■ Stated goal
Copy out the listing that follows, exact in every word, and skip the images.

■ Recorded information
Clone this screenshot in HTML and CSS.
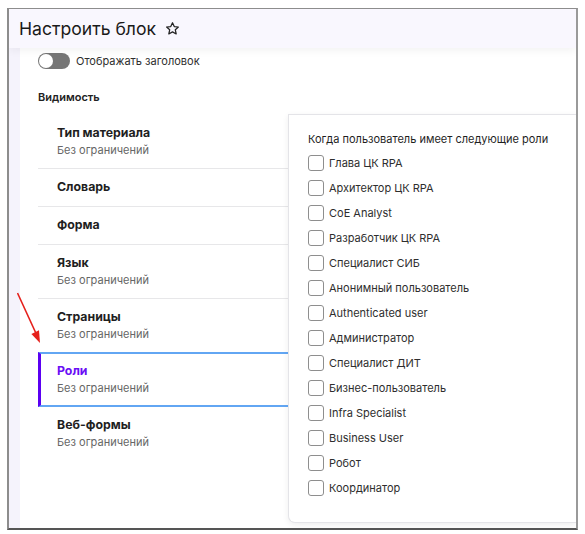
FILE: index.html
```html
<!DOCTYPE html>
<html lang="ru">
<head>
<meta charset="utf-8">
<link rel="stylesheet" href="styles.css">
</head>
<body>
<div class="frame">
  <header class="header">
    <h1 class="title">Настроить блок</h1>
    <svg class="star" width="15" height="15" viewBox="0 0 24 24"><path d="M12 2.8l2.8 6.1 6.6.7-4.9 4.5 1.4 6.6L12 17.4l-5.9 3.3 1.4-6.6-4.9-4.5 6.6-.7z" fill="none" stroke="#222" stroke-width="2" stroke-linejoin="round"/></svg>
  </header>
  <div class="body">
    <div class="strip"></div>
    <main class="main">
      <div class="toggle-row">
        <span class="toggle"><span class="knob"></span></span>
        <span class="toggle-label">Отображать заголовок</span>
      </div>
      <div class="section-title">Видимость</div>
      <div class="tabs-wrap">
        <ul class="tabs">
          <li class="tab"><div class="tab-title">Тип материала</div><div class="tab-sub">Без ограничений</div></li>
          <li class="tab"><div class="tab-title">Словарь</div></li>
          <li class="tab"><div class="tab-title">Форма</div></li>
          <li class="tab"><div class="tab-title">Язык</div><div class="tab-sub">Без ограничений</div></li>
          <li class="tab"><div class="tab-title">Страницы</div><div class="tab-sub">Без ограничений</div></li>
          <li class="tab active"><div class="tab-title">Роли</div><div class="tab-sub">Без ограничений</div></li>
          <li class="tab last"><div class="tab-title">Веб-формы</div><div class="tab-sub">Без ограничений</div></li>
        </ul>
        <section class="panel">
          <div class="panel-title">Когда пользователь имеет следующие роли</div>
          <label class="check"><span class="box"></span>Глава ЦК RPA</label>
          <label class="check"><span class="box"></span>Архитектор ЦК RPA</label>
          <label class="check"><span class="box"></span>CoE Analyst</label>
          <label class="check"><span class="box"></span>Разработчик ЦК RPA</label>
          <label class="check"><span class="box"></span>Специалист СИБ</label>
          <label class="check"><span class="box"></span>Анонимный пользователь</label>
          <label class="check"><span class="box"></span>Authenticated user</label>
          <label class="check"><span class="box"></span>Администратор</label>
          <label class="check"><span class="box"></span>Специалист ДИТ</label>
          <label class="check"><span class="box"></span>Бизнес-пользователь</label>
          <label class="check"><span class="box"></span>Infra Specialist</label>
          <label class="check"><span class="box"></span>Business User</label>
          <label class="check"><span class="box"></span>Робот</label>
          <label class="check"><span class="box"></span>Координатор</label>
        </section>
      </div>
    </main>
  </div>
  <svg class="arrow" width="40" height="60" viewBox="0 0 40 60">
    <line x1="0.5" y1="1" x2="18.6" y2="40.5" stroke="#e5201b" stroke-width="1.6"/>
    <path d="M23 51 L14.4 42 L22 38.3 Z" fill="#e5201b"/>
  </svg>
</div>
</body>
</html>
```
FILE: styles.css
```css
* { box-sizing: border-box; }
html, body { margin: 0; padding: 0; background: #fff; }
body { font-family: Inter, "Noto Sans", sans-serif; color: #222; }

.frame {
  position: relative;
  margin: 8px 0 0 7px;
  width: 571px;
  height: 522px;
  border-top: 1px solid #8d8d8d;
  border-left: 2px solid #8d8d8d;
  border-right: 2px solid #9a9a9a;
  border-bottom: 2px solid #555;
  background: #f5f3fc;
  overflow: hidden;
  display: flex;
  flex-direction: column;
}

.header {
  position: relative;
  z-index: 2;
  height: 39px;
  flex: none;
  background: #f9f7fe;
  display: flex;
  align-items: center;
  padding-left: 10px;
  gap: 9px;
  box-shadow: 0 3px 8px rgba(0, 0, 0, 0.05);
}
.title {
  margin: 0;
  font-size: 17.6px;
  font-weight: 400;
  color: #1a1a1a;
  line-height: 22px;
}

.body {
  flex: 1;
  display: flex;
  min-height: 0;
}
.strip { width: 11px; flex: none; background: #f5f3fc; }
.main {
  flex: 1;
  background: #fff;
  padding: 5px 0 0 18px;
}

.toggle-row { display: flex; align-items: center; height: 16px; gap: 6px; }
.toggle {
  width: 32px; height: 16px; border-radius: 8px;
  background: #767676; position: relative; display: block;
}
.knob {
  position: absolute; left: 1px; top: 1px;
  width: 14px; height: 14px; border-radius: 50%; background: #fff;
}
.toggle-label { font-size: 11px; color: #2e2e2e; }

.section-title {
  margin-top: 20px;
  font-size: 11px;
  font-weight: 600;
  color: #222;
  line-height: 16px;
}

.tabs-wrap {
  display: flex;
  align-items: flex-start;
  margin-top: 9px;
}
.tabs {
  list-style: none;
  margin: 1px 0 0;
  padding: 0;
  width: 252px;
  flex: none;
}
.tab {
  padding: 9px 0 10px 19px;
  border-bottom: 1px solid #e7e7e9;
}
.tab.last { border-bottom: none; }
.tab-title { font-size: 12.3px; font-weight: 700; line-height: 18px; color: #1f1f1f; }
.tab-sub { font-size: 11px; line-height: 16px; color: #666; }
.tab.active {
  padding-left: 16px;
  border-left: 3px solid #5b00f2;
  border-top: 2px solid #62a6f3;
  border-bottom: 2px solid #62a6f3;
  margin-top: -1px;
  padding-top: 8px;
  padding-bottom: 9px;
}
.tab.active .tab-title { color: #6a0ef5; }

.panel {
  margin-left: -2px;
  flex: 1;
  background: #fff;
  border: 1px solid #e4e4e8;
  border-right: none;
  border-bottom-left-radius: 7px;
  box-shadow: 0 2px 6px rgba(0, 0, 0, 0.07);
  padding: 16px 0 21px 19px;
  height: 409px;
}
.panel-title { font-size: 11px; line-height: 16px; color: #1f1f1f; margin-bottom: 3px; }
.check {
  display: flex; align-items: center; gap: 5px;
  height: 25px; font-size: 11px; color: #2e2e2e;
}
.box {
  width: 16px; height: 16px; border: 1px solid #8e8e8e; border-radius: 3px;
  flex: none; background: #fff;
}

.arrow {
  position: absolute;
  left: 8px;
  top: 283px;
}
```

■ Task answer
Clone this screenshot in HTML and CSS.
FILE: index.html
```html
<!DOCTYPE html>
<html lang="ru">
<head>
<meta charset="utf-8">
<link rel="stylesheet" href="styles.css">
</head>
<body>
<div class="frame">
  <header class="header">
    <h1 class="title">Настроить блок</h1>
    <svg class="star" width="15" height="15" viewBox="0 0 24 24"><path d="M12 2.8l2.8 6.1 6.6.7-4.9 4.5 1.4 6.6L12 17.4l-5.9 3.3 1.4-6.6-4.9-4.5 6.6-.7z" fill="none" stroke="#222" stroke-width="2" stroke-linejoin="round"/></svg>
  </header>
  <div class="body">
    <div class="strip"></div>
    <main class="main">
      <div class="toggle-row">
        <span class="toggle"><span class="knob"></span></span>
        <span class="toggle-label">Отображать заголовок</span>
      </div>
      <div class="section-title">Видимость</div>
      <div class="tabs-wrap">
        <ul class="tabs">
          <li class="tab"><div class="tab-title">Тип материала</div><div class="tab-sub">Без ограничений</div></li>
          <li class="tab"><div class="tab-title">Словарь</div></li>
          <li class="tab"><div class="tab-title">Форма</div></li>
          <li class="tab"><div class="tab-title">Язык</div><div class="tab-sub">Без ограничений</div></li>
          <li class="tab"><div class="tab-title">Страницы</div><div class="tab-sub">Без ограничений</div></li>
          <li class="tab active"><div class="tab-title">Роли</div><div class="tab-sub">Без ограничений</div></li>
          <li class="tab last"><div class="tab-title">Веб-формы</div><div class="tab-sub">Без ограничений</div></li>
        </ul>
        <section class="panel">
          <div class="panel-title">Когда пользователь имеет следующие роли</div>
          <label class="check"><span class="box"></span>Глава ЦК RPA</label>
          <label class="check"><span class="box"></span>Архитектор ЦК RPA</label>
          <label class="check"><span class="box"></span>CoE Analyst</label>
          <label class="check"><span class="box"></span>Разработчик ЦК RPA</label>
          <label class="check"><span class="box"></span>Специалист СИБ</label>
          <label class="check"><span class="box"></span>Анонимный пользователь</label>
          <label class="check"><span class="box"></span>Authenticated user</label>
          <label class="check"><span class="box"></span>Администратор</label>
          <label class="check"><span class="box"></span>Специалист ДИТ</label>
          <label class="check"><span class="box"></span>Бизнес-пользователь</label>
          <label class="check"><span class="box"></span>Infra Specialist</label>
          <label class="check"><span class="box"></span>Business User</label>
          <label class="check"><span class="box"></span>Робот</label>
          <label class="check"><span class="box"></span>Координатор</label>
        </section>
      </div>
    </main>
  </div>
  <svg class="arrow" width="40" height="60" viewBox="0 0 40 60">
    <line x1="0.5" y1="1" x2="18.6" y2="40.5" stroke="#e5201b" stroke-width="1.6"/>
    <path d="M23 51 L14.4 42 L22 38.3 Z" fill="#e5201b"/>
  </svg>
</div>
</body>
</html>
```
FILE: styles.css
```css
* { box-sizing: border-box; }
html, body { margin: 0; padding: 0; background: #fff; }
body { font-family: Inter, "Noto Sans", sans-serif; color: #222; }

.frame {
  position: relative;
  margin: 8px 0 0 7px;
  width: 571px;
  height: 522px;
  border-top: 1px solid #8d8d8d;
  border-left: 2px solid #8d8d8d;
  border-right: 2px solid #9a9a9a;
  border-bottom: 2px solid #555;
  background: #f5f3fc;
  overflow: hidden;
  display: flex;
  flex-direction: column;
}

.header {
  position: relative;
  z-index: 2;
  height: 39px;
  flex: none;
  background: #f9f7fe;
  display: flex;
  align-items: center;
  padding-left: 10px;
  gap: 9px;
  box-shadow: 0 3px 8px rgba(0, 0, 0, 0.05);
}
.title {
  margin: 0;
  font-size: 17.6px;
  font-weight: 400;
  color: #1a1a1a;
  line-height: 22px;
}

.body {
  flex: 1;
  display: flex;
  min-height: 0;
}
.strip { width: 11px; flex: none; background: #f5f3fc; }
.main {
  flex: 1;
  background: #fff;
  padding: 5px 0 0 18px;
}

.toggle-row { display: flex; align-items: center; height: 16px; gap: 6px; }
.toggle {
  width: 32px; height: 16px; border-radius: 8px;
  background: #767676; position: relative; display: block;
}
.knob {
  position: absolute; left: 1px; top: 1px;
  width: 14px; height: 14px; border-radius: 50%; background: #fff;
}
.toggle-label { font-size: 11px; color: #2e2e2e; }

.section-title {
  margin-top: 20px;
  font-size: 11px;
  font-weight: 600;
  color: #222;
  line-height: 16px;
}

.tabs-wrap {
  display: flex;
  align-items: flex-start;
  margin-top: 9px;
}
.tabs {
  list-style: none;
  margin: 1px 0 0;
  padding: 0;
  width: 252px;
  flex: none;
}
.tab {
  padding: 9px 0 10px 19px;
  border-bottom: 1px solid #e7e7e9;
}
.tab.last { border-bottom: none; }
.tab-title { font-size: 12.3px; font-weight: 700; line-height: 18px; color: #1f1f1f; }
.tab-sub { font-size: 11px; line-height: 16px; color: #666; }
.tab.active {
  padding-left: 16px;
  border-left: 3px solid #5b00f2;
  border-top: 2px solid #62a6f3;
  border-bottom: 2px solid #62a6f3;
  margin-top: -1px;
  padding-top: 8px;
  padding-bottom: 9px;
}
.tab.active .tab-title { color: #6a0ef5; }

.panel {
  margin-left: -2px;
  flex: 1;
  background: #fff;
  border: 1px solid #e4e4e8;
  border-right: none;
  border-bottom-left-radius: 7px;
  box-shadow: 0 2px 6px rgba(0, 0, 0, 0.07);
  padding: 16px 0 21px 19px;
  height: 409px;
}
.panel-title { font-size: 11px; line-height: 16px; color: #1f1f1f; margin-bottom: 3px; }
.check {
  display: flex; align-items: center; gap: 5px;
  height: 25px; font-size: 11px; color: #2e2e2e;
}
.box {
  width: 16px; height: 16px; border: 1px solid #8e8e8e; border-radius: 3px;
  flex: none; background: #fff;
}

.arrow {
  position: absolute;
  left: 8px;
  top: 283px;
}
```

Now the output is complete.